§ **DATASET EXCERPTS**:
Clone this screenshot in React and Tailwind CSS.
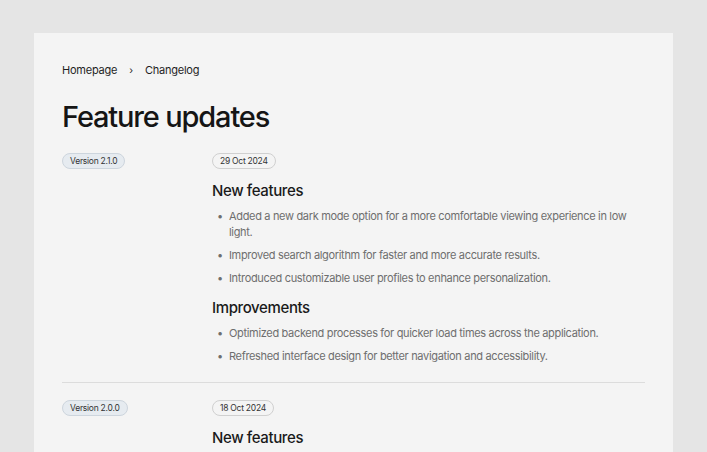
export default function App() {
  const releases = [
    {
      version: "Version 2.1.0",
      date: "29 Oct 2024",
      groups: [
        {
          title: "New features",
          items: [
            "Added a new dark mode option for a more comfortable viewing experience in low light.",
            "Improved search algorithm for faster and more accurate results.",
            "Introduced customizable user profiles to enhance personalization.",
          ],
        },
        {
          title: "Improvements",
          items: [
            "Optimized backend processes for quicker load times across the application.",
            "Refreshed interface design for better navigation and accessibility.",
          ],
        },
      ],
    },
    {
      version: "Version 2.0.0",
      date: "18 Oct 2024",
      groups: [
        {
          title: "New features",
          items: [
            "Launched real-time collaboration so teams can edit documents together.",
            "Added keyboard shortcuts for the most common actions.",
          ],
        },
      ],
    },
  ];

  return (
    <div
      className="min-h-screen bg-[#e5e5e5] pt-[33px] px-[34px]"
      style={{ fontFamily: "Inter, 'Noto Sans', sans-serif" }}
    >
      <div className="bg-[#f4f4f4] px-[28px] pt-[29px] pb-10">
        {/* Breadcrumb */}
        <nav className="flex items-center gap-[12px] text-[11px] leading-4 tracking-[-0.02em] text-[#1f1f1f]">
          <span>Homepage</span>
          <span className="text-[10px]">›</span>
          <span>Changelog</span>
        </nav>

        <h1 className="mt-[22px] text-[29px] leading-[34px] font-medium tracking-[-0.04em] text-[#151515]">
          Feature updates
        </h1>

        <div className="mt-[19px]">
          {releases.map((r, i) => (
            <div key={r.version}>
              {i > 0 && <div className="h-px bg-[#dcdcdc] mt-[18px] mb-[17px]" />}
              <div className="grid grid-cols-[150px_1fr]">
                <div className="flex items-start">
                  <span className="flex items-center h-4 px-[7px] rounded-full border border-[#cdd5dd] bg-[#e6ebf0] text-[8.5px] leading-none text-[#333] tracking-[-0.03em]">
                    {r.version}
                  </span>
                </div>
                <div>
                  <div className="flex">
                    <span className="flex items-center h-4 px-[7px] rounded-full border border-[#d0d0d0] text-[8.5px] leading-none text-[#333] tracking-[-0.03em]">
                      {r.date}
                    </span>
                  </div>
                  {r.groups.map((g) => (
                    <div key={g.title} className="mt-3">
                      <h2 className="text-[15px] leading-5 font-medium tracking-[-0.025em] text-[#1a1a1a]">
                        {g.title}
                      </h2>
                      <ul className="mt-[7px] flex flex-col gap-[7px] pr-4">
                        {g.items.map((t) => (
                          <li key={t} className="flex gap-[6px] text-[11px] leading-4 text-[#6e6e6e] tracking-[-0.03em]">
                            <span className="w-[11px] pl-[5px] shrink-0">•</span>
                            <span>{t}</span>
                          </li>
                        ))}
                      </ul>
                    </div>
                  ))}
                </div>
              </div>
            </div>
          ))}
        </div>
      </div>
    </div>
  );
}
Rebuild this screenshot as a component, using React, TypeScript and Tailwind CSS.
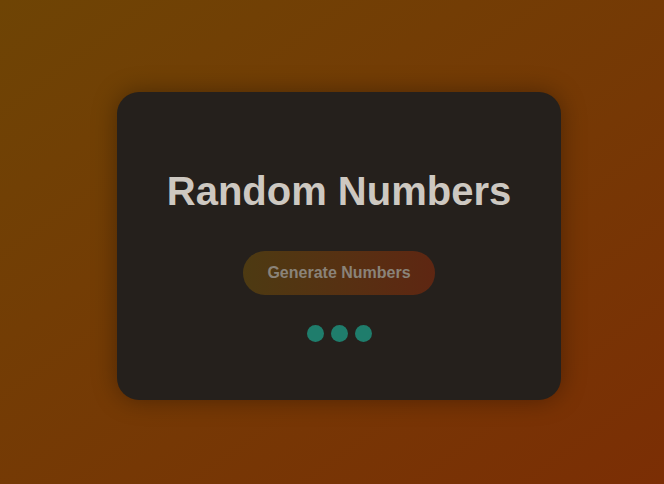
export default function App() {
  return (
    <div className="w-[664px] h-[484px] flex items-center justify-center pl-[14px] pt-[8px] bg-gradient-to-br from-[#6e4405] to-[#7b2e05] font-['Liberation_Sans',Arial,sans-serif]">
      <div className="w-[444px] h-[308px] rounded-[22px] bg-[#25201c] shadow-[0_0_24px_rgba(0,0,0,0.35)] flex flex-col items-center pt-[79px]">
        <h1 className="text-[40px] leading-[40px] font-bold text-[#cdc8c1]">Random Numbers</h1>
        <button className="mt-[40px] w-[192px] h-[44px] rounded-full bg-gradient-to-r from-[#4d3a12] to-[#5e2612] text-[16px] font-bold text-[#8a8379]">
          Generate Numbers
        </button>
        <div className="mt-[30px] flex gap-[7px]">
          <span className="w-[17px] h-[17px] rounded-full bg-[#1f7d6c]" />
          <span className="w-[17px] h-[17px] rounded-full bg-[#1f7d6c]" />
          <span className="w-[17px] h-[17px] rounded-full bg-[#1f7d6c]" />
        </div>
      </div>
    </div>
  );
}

§ **GIVEN EXERCISE**: Omit the images and transcribe all of the records above word for word.

§ **ANSWER TO THIS PROBLEM**:
Clone this screenshot in React and Tailwind CSS.
export default function App() {
  const releases = [
    {
      version: "Version 2.1.0",
      date: "29 Oct 2024",
      groups: [
        {
          title: "New features",
          items: [
            "Added a new dark mode option for a more comfortable viewing experience in low light.",
            "Improved search algorithm for faster and more accurate results.",
            "Introduced customizable user profiles to enhance personalization.",
          ],
        },
        {
          title: "Improvements",
          items: [
            "Optimized backend processes for quicker load times across the application.",
            "Refreshed interface design for better navigation and accessibility.",
          ],
        },
      ],
    },
    {
      version: "Version 2.0.0",
      date: "18 Oct 2024",
      groups: [
        {
          title: "New features",
          items: [
            "Launched real-time collaboration so teams can edit documents together.",
            "Added keyboard shortcuts for the most common actions.",
          ],
        },
      ],
    },
  ];

  return (
    <div
      className="min-h-screen bg-[#e5e5e5] pt-[33px] px-[34px]"
      style={{ fontFamily: "Inter, 'Noto Sans', sans-serif" }}
    >
      <div className="bg-[#f4f4f4] px-[28px] pt-[29px] pb-10">
        {/* Breadcrumb */}
        <nav className="flex items-center gap-[12px] text-[11px] leading-4 tracking-[-0.02em] text-[#1f1f1f]">
          <span>Homepage</span>
          <span className="text-[10px]">›</span>
          <span>Changelog</span>
        </nav>

        <h1 className="mt-[22px] text-[29px] leading-[34px] font-medium tracking-[-0.04em] text-[#151515]">
          Feature updates
        </h1>

        <div className="mt-[19px]">
          {releases.map((r, i) => (
            <div key={r.version}>
              {i > 0 && <div className="h-px bg-[#dcdcdc] mt-[18px] mb-[17px]" />}
              <div className="grid grid-cols-[150px_1fr]">
                <div className="flex items-start">
                  <span className="flex items-center h-4 px-[7px] rounded-full border border-[#cdd5dd] bg-[#e6ebf0] text-[8.5px] leading-none text-[#333] tracking-[-0.03em]">
                    {r.version}
                  </span>
                </div>
                <div>
                  <div className="flex">
                    <span className="flex items-center h-4 px-[7px] rounded-full border border-[#d0d0d0] text-[8.5px] leading-none text-[#333] tracking-[-0.03em]">
                      {r.date}
                    </span>
                  </div>
                  {r.groups.map((g) => (
                    <div key={g.title} className="mt-3">
                      <h2 className="text-[15px] leading-5 font-medium tracking-[-0.025em] text-[#1a1a1a]">
                        {g.title}
                      </h2>
                      <ul className="mt-[7px] flex flex-col gap-[7px] pr-4">
                        {g.items.map((t) => (
                          <li key={t} className="flex gap-[6px] text-[11px] leading-4 text-[#6e6e6e] tracking-[-0.03em]">
                            <span className="w-[11px] pl-[5px] shrink-0">•</span>
                            <span>{t}</span>
                          </li>
                        ))}
                      </ul>
                    </div>
                  ))}
                </div>
              </div>
            </div>
          ))}
        </div>
      </div>
    </div>
  );
}
Rebuild this screenshot as a component, using React, TypeScript and Tailwind CSS.
export default function App() {
  return (
    <div className="w-[664px] h-[484px] flex items-center justify-center pl-[14px] pt-[8px] bg-gradient-to-br from-[#6e4405] to-[#7b2e05] font-['Liberation_Sans',Arial,sans-serif]">
      <div className="w-[444px] h-[308px] rounded-[22px] bg-[#25201c] shadow-[0_0_24px_rgba(0,0,0,0.35)] flex flex-col items-center pt-[79px]">
        <h1 className="text-[40px] leading-[40px] font-bold text-[#cdc8c1]">Random Numbers</h1>
        <button className="mt-[40px] w-[192px] h-[44px] rounded-full bg-gradient-to-r from-[#4d3a12] to-[#5e2612] text-[16px] font-bold text-[#8a8379]">
          Generate Numbers
        </button>
        <div className="mt-[30px] flex gap-[7px]">
          <span className="w-[17px] h-[17px] rounded-full bg-[#1f7d6c]" />
          <span className="w-[17px] h-[17px] rounded-full bg-[#1f7d6c]" />
          <span className="w-[17px] h-[17px] rounded-full bg-[#1f7d6c]" />
        </div>
      </div>
    </div>
  );
}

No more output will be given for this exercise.